- Provided data

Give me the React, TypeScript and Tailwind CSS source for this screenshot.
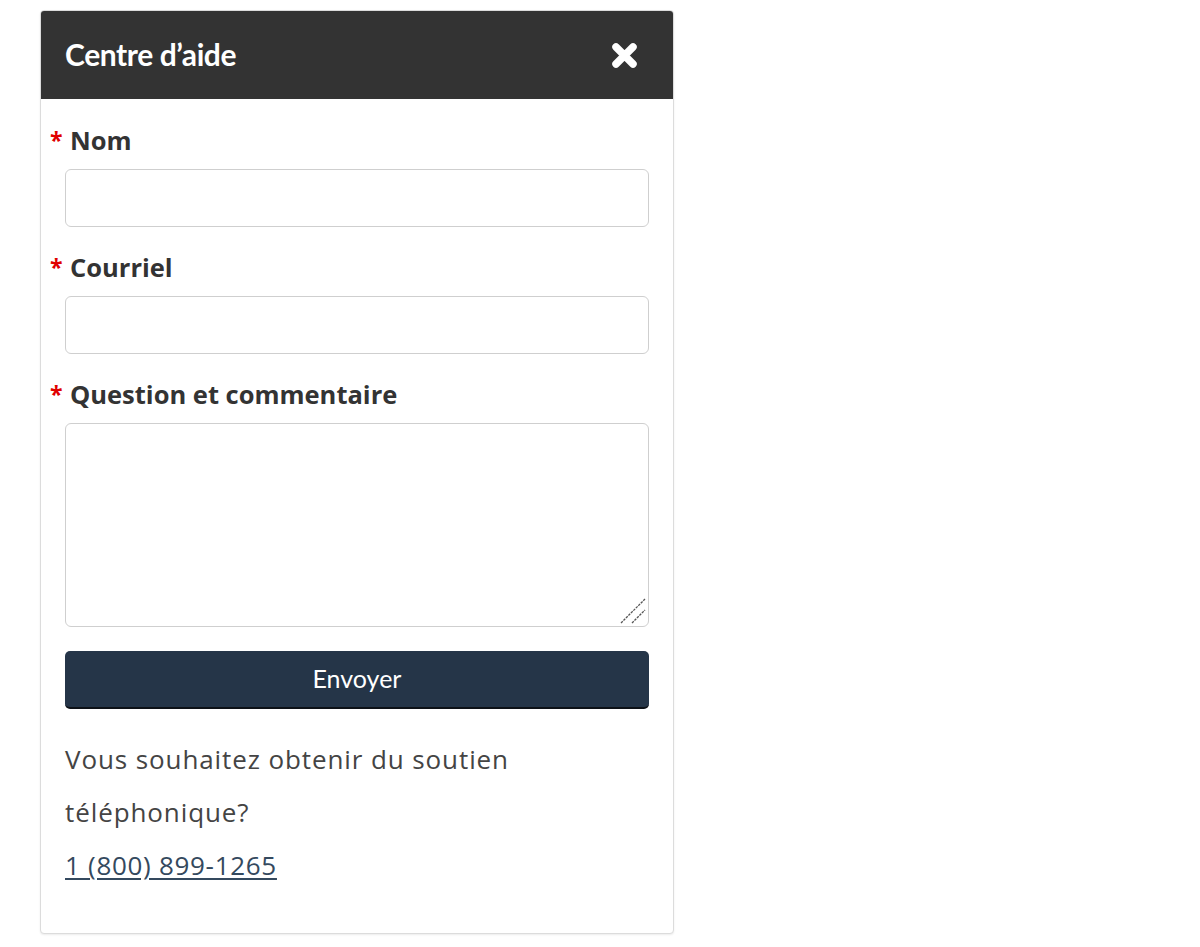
import React from "react";

function Label({ text }: { text: string }) {
  return (
    <div className="flex items-center h-[36px] leading-[36px] font-['Open_Sans',sans-serif] font-bold text-[25.5px] text-[#333] -translate-y-[2px]">
      <span className="w-[30px] pl-[9px] text-[#e00000] text-[23px]">*</span>
      <span className="-ml-[1px]">{text}</span>
    </div>
  );
}

export default function App() {
  return (
    <div className="w-[1200px] h-[947px] bg-white pt-[10px] pl-[40px]">
      <div className="w-[634px] border border-[#dcdcdc] rounded-[4px] overflow-hidden bg-white shadow-[0_1px_2px_rgba(0,0,0,0.08)]">
        <div className="h-[88px] bg-[#333333] flex items-center justify-between pl-[24px] pr-[35px]">
          <h1 className="font-['Lato',sans-serif] font-bold text-[30px] text-white tracking-[-0.4px] -translate-y-[1px]">Centre d’aide</h1>
          <svg width="27" height="27" viewBox="0 0 27 27" className="block">
            <path d="M5 5 L22 22 M22 5 L5 22" stroke="#fff" strokeWidth="7.5" strokeLinecap="round" />
          </svg>
        </div>
        <div className="pt-[25px] pb-[42px]">
          <Label text="Nom" />
          <div className="px-[24px] mt-[9px]">
            <input className="w-full h-[58px] border border-[#cfcfcf] rounded-[6px] bg-white" />
          </div>
          <div className="mt-[24px]">
            <Label text="Courriel" />
          </div>
          <div className="px-[24px] mt-[9px]">
            <input className="w-full h-[58px] border border-[#cfcfcf] rounded-[6px] bg-white" />
          </div>
          <div className="mt-[24px]">
            <Label text="Question et commentaire" />
          </div>
          <div className="px-[24px] mt-[9px]">
            <div className="relative">
              <textarea className="block w-full h-[204px] border border-[#cfcfcf] rounded-[6px] bg-white resize-none" />
              <svg width="28" height="28" viewBox="0 0 28 28" className="absolute right-[2px] bottom-[2px] pointer-events-none">
                <path d="M2 26 L26 2 M13 26 L26 13" stroke="#555" strokeWidth="1.3" strokeDasharray="2.5 1" />
              </svg>
            </div>
            <button className="mt-[24px] w-full h-[58px] bg-[#253548] border-b-[2px] border-[#0d1117] rounded-[5px] text-white font-['Lato',sans-serif] text-[25px]">
              Envoyer
            </button>
            <p className="mt-[24px] font-['Open_Sans',sans-serif] text-[26px] leading-[53px] text-[#444] tracking-[0.9px]">
              Vous souhaitez obtenir du soutien
              <br />
              téléphonique?
            </p>
            <a href="#" className="block font-['Open_Sans',sans-serif] text-[26px] leading-[52px] text-[#34495e] tracking-[0.7px] underline underline-offset-[3px]">
              1 (800) 899-1265
            </a>
          </div>
        </div>
      </div>
    </div>
  );
}
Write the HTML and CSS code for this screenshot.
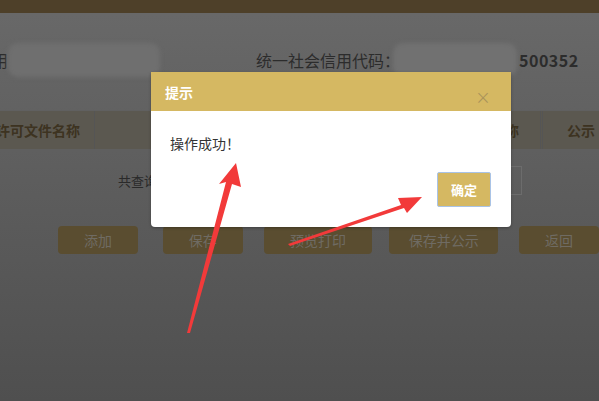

- What the task requires
Reproduce every record above exactly, but leave out the pictures.

- Solution
Give me the React, TypeScript and Tailwind CSS source for this screenshot.
import React from "react";

function Label({ text }: { text: string }) {
  return (
    <div className="flex items-center h-[36px] leading-[36px] font-['Open_Sans',sans-serif] font-bold text-[25.5px] text-[#333] -translate-y-[2px]">
      <span className="w-[30px] pl-[9px] text-[#e00000] text-[23px]">*</span>
      <span className="-ml-[1px]">{text}</span>
    </div>
  );
}

export default function App() {
  return (
    <div className="w-[1200px] h-[947px] bg-white pt-[10px] pl-[40px]">
      <div className="w-[634px] border border-[#dcdcdc] rounded-[4px] overflow-hidden bg-white shadow-[0_1px_2px_rgba(0,0,0,0.08)]">
        <div className="h-[88px] bg-[#333333] flex items-center justify-between pl-[24px] pr-[35px]">
          <h1 className="font-['Lato',sans-serif] font-bold text-[30px] text-white tracking-[-0.4px] -translate-y-[1px]">Centre d’aide</h1>
          <svg width="27" height="27" viewBox="0 0 27 27" className="block">
            <path d="M5 5 L22 22 M22 5 L5 22" stroke="#fff" strokeWidth="7.5" strokeLinecap="round" />
          </svg>
        </div>
        <div className="pt-[25px] pb-[42px]">
          <Label text="Nom" />
          <div className="px-[24px] mt-[9px]">
            <input className="w-full h-[58px] border border-[#cfcfcf] rounded-[6px] bg-white" />
          </div>
          <div className="mt-[24px]">
            <Label text="Courriel" />
          </div>
          <div className="px-[24px] mt-[9px]">
            <input className="w-full h-[58px] border border-[#cfcfcf] rounded-[6px] bg-white" />
          </div>
          <div className="mt-[24px]">
            <Label text="Question et commentaire" />
          </div>
          <div className="px-[24px] mt-[9px]">
            <div className="relative">
              <textarea className="block w-full h-[204px] border border-[#cfcfcf] rounded-[6px] bg-white resize-none" />
              <svg width="28" height="28" viewBox="0 0 28 28" className="absolute right-[2px] bottom-[2px] pointer-events-none">
                <path d="M2 26 L26 2 M13 26 L26 13" stroke="#555" strokeWidth="1.3" strokeDasharray="2.5 1" />
              </svg>
            </div>
            <button className="mt-[24px] w-full h-[58px] bg-[#253548] border-b-[2px] border-[#0d1117] rounded-[5px] text-white font-['Lato',sans-serif] text-[25px]">
              Envoyer
            </button>
            <p className="mt-[24px] font-['Open_Sans',sans-serif] text-[26px] leading-[53px] text-[#444] tracking-[0.9px]">
              Vous souhaitez obtenir du soutien
              <br />
              téléphonique?
            </p>
            <a href="#" className="block font-['Open_Sans',sans-serif] text-[26px] leading-[52px] text-[#34495e] tracking-[0.7px] underline underline-offset-[3px]">
              1 (800) 899-1265
            </a>
          </div>
        </div>
      </div>
    </div>
  );
}
Write the HTML and CSS code for this screenshot.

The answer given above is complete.